COMMISSIONER OF INCOME-TAX/WEALTH TAX VS Mst. KAMAL ASGHAR
2005 P T D 50
[Lahore High Court]
Before Nasim Sikandar and Muhammad Sair Ali, JJ
COMMISSIONER OF INCOME-TAX/WEALTH TAX
Versus
Mst. KAMAL ASGHAR
W.T.As. Nos. 274, 305 to 316, 318 to 338, 60 to 69, 44, 45, 289, 290, 291, 4, 243 of 2002, 13 to 30 of 2003, heard on 18/10/2004.
(a) Wealth Tax Act (XV of 1963)---
----S.27---Appeal to High Court---Question as framed could not be said to have arisen out of the order of the Tribunal inasmuch as it was never contended or argued before the Tribunal---High Court rejected the appeal. Â
(b) Wealth Tax Rules, 1963---
----R.8(3)---Wealth Tax Act (XV of 1963), S.27---C.B.R. Circular No.7 of 1994, dated 10-7-1994---Valuation of assets---Land and building Assessees had filed their wealth tax returns indicating different values for the movable properties owned by them---Assessing Officer, after discarding the declared value of residential houses or commercial properties, proceeded to determine their value by clubbing the cost of construction and the value of land as determined by the District Collector under S. 27-A, Stamp Act, 1899---Validity---Only method provided by law in such cases was R.8(3), Wealth Tax Rules, 1963---Separate valuation of cost of construction and land for the purpose of assigning of value to a property could not be made---C.B.R Circular No.7 of 1994, dated 10-7-1994 could not hold good as against R.8(3), Wealth Tax Rules, 1963---Term and expression "GALV" as defined in explanation to R.8(3), Wealth Tax Rules, 1963 by itself implied that it was not necessary for a building or property to have actually been let out for the purpose of "GALV" rule---Said Explanation defined "Gross Annual Rental Value" to be the one for which the property might reasonably be expected to be let from time to time---Definition had itself indicated that "GALV" was only a notional value on which a property could reasonably be expected to be let from year to year---Actual renting out of property for the purpose of application of R.8(3), therefore, was not required at all. Â
K. T. Kuruvilla v. District Valuation Officer and another 2001 PTD 848 distinguished.

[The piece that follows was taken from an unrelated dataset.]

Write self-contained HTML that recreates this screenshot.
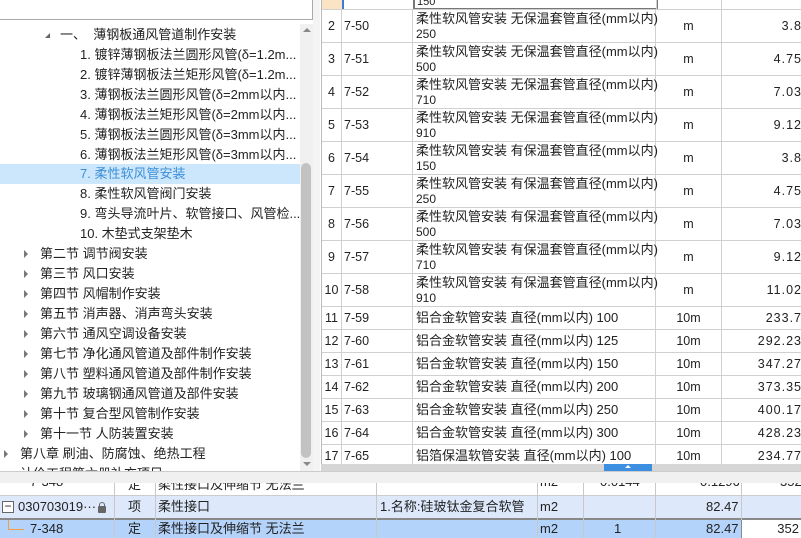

Saqib Hassan and Mian Yousaf Qamar for Appellant.
Dr. Ilyas Zafar, Malik Tabbasam Maqsood Khan and Ch. Anwarul Haq for Respondent.
Date of hearing: 18th October, 2004.
JUDGMENT
NASIM SIKANDAR, J.---Through this single judgment we intend to dispose of Departmental Wealth Tax Appeals Nos. 274, 305, 306; 307, 308, 309, 310, 311, 312, 313, 314, 315, 316, 318, 319, 320, 321, 322, 323, 324, 325, 326, 327, 328, 329, 330, 331, 332, 333 334, 335, 336, 337, 338, 60, 61, 62, 63, 64, 65, 66, 67, 68, 69, 44, 45, 289; 290, 291, 4, 243 of 2002 and 13, 14, 15, 16, 1 7, 18, 19, 20, 21, 22, 23, 14, 25, 26, 27, 28, 29 and 30 of 2003.
2. In these departmental appeals following question is stated to have arisen out of the different orders of the Tribunal:--
"Whether in the facts and circumstances of the case learned ITAT is justified in directing that value of constructed properties be adopted on GALV basis when the property has not been let out. "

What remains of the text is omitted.